(EXERCISE TASK): Quote the listing in full, exactly as given, minus any pictures.
_ _ _ _
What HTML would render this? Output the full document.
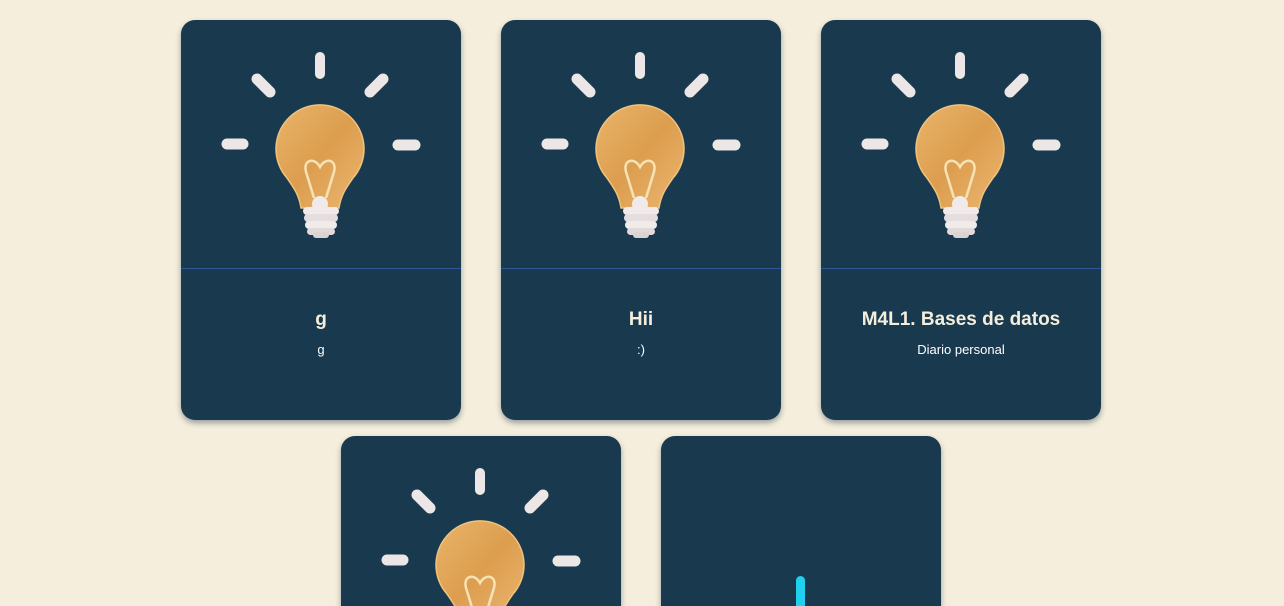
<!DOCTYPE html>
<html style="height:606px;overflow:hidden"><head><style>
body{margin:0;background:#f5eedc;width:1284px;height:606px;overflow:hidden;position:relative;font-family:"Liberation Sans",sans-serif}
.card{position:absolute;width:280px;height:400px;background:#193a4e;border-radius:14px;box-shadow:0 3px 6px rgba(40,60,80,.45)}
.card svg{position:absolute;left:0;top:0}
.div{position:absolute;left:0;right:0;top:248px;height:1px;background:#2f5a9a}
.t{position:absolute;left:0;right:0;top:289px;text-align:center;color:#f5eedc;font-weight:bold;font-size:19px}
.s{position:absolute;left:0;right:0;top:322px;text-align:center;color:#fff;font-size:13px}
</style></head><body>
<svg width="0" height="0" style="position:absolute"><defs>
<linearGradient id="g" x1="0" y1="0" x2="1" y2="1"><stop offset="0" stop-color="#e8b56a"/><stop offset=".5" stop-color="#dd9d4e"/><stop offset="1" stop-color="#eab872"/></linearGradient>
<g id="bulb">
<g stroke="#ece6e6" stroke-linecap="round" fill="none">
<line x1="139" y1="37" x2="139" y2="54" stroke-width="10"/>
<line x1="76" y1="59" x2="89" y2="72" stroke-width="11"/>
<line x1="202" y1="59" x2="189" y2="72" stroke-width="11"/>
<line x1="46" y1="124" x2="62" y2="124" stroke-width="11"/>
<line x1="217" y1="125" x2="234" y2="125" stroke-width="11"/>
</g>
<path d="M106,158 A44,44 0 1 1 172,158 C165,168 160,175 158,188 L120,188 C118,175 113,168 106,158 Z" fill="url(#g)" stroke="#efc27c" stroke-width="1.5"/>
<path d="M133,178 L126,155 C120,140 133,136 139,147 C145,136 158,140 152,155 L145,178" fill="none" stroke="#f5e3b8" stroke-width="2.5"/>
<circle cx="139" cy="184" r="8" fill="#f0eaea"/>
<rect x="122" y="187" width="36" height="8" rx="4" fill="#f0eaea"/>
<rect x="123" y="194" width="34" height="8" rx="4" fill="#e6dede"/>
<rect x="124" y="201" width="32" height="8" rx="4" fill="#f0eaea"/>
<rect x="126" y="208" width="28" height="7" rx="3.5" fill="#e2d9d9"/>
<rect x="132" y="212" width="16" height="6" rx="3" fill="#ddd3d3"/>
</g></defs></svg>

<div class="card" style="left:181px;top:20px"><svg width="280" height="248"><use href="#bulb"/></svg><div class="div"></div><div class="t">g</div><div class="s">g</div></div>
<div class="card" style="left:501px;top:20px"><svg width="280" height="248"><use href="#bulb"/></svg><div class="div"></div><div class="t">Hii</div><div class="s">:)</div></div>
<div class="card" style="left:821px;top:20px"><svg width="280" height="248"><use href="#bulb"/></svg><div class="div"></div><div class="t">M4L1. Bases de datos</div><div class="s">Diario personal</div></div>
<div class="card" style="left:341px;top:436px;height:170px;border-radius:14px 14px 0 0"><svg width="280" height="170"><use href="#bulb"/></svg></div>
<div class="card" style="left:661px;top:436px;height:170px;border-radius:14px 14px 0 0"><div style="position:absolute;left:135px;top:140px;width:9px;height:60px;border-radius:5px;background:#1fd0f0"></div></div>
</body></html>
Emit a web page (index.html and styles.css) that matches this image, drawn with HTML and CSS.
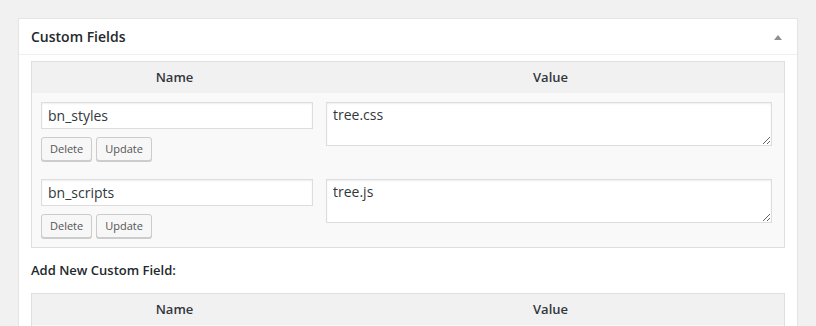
_ _ _ _
(WRITTEN RESPONSE):
What HTML would render this? Output the full document.
<!DOCTYPE html>
<html style="height:606px;overflow:hidden"><head><style>
body{margin:0;background:#f5eedc;width:1284px;height:606px;overflow:hidden;position:relative;font-family:"Liberation Sans",sans-serif}
.card{position:absolute;width:280px;height:400px;background:#193a4e;border-radius:14px;box-shadow:0 3px 6px rgba(40,60,80,.45)}
.card svg{position:absolute;left:0;top:0}
.div{position:absolute;left:0;right:0;top:248px;height:1px;background:#2f5a9a}
.t{position:absolute;left:0;right:0;top:289px;text-align:center;color:#f5eedc;font-weight:bold;font-size:19px}
.s{position:absolute;left:0;right:0;top:322px;text-align:center;color:#fff;font-size:13px}
</style></head><body>
<svg width="0" height="0" style="position:absolute"><defs>
<linearGradient id="g" x1="0" y1="0" x2="1" y2="1"><stop offset="0" stop-color="#e8b56a"/><stop offset=".5" stop-color="#dd9d4e"/><stop offset="1" stop-color="#eab872"/></linearGradient>
<g id="bulb">
<g stroke="#ece6e6" stroke-linecap="round" fill="none">
<line x1="139" y1="37" x2="139" y2="54" stroke-width="10"/>
<line x1="76" y1="59" x2="89" y2="72" stroke-width="11"/>
<line x1="202" y1="59" x2="189" y2="72" stroke-width="11"/>
<line x1="46" y1="124" x2="62" y2="124" stroke-width="11"/>
<line x1="217" y1="125" x2="234" y2="125" stroke-width="11"/>
</g>
<path d="M106,158 A44,44 0 1 1 172,158 C165,168 160,175 158,188 L120,188 C118,175 113,168 106,158 Z" fill="url(#g)" stroke="#efc27c" stroke-width="1.5"/>
<path d="M133,178 L126,155 C120,140 133,136 139,147 C145,136 158,140 152,155 L145,178" fill="none" stroke="#f5e3b8" stroke-width="2.5"/>
<circle cx="139" cy="184" r="8" fill="#f0eaea"/>
<rect x="122" y="187" width="36" height="8" rx="4" fill="#f0eaea"/>
<rect x="123" y="194" width="34" height="8" rx="4" fill="#e6dede"/>
<rect x="124" y="201" width="32" height="8" rx="4" fill="#f0eaea"/>
<rect x="126" y="208" width="28" height="7" rx="3.5" fill="#e2d9d9"/>
<rect x="132" y="212" width="16" height="6" rx="3" fill="#ddd3d3"/>
</g></defs></svg>

<div class="card" style="left:181px;top:20px"><svg width="280" height="248"><use href="#bulb"/></svg><div class="div"></div><div class="t">g</div><div class="s">g</div></div>
<div class="card" style="left:501px;top:20px"><svg width="280" height="248"><use href="#bulb"/></svg><div class="div"></div><div class="t">Hii</div><div class="s">:)</div></div>
<div class="card" style="left:821px;top:20px"><svg width="280" height="248"><use href="#bulb"/></svg><div class="div"></div><div class="t">M4L1. Bases de datos</div><div class="s">Diario personal</div></div>
<div class="card" style="left:341px;top:436px;height:170px;border-radius:14px 14px 0 0"><svg width="280" height="170"><use href="#bulb"/></svg></div>
<div class="card" style="left:661px;top:436px;height:170px;border-radius:14px 14px 0 0"><div style="position:absolute;left:135px;top:140px;width:9px;height:60px;border-radius:5px;background:#1fd0f0"></div></div>
</body></html>
Emit a web page (index.html and styles.css) that matches this image, drawn with HTML and CSS.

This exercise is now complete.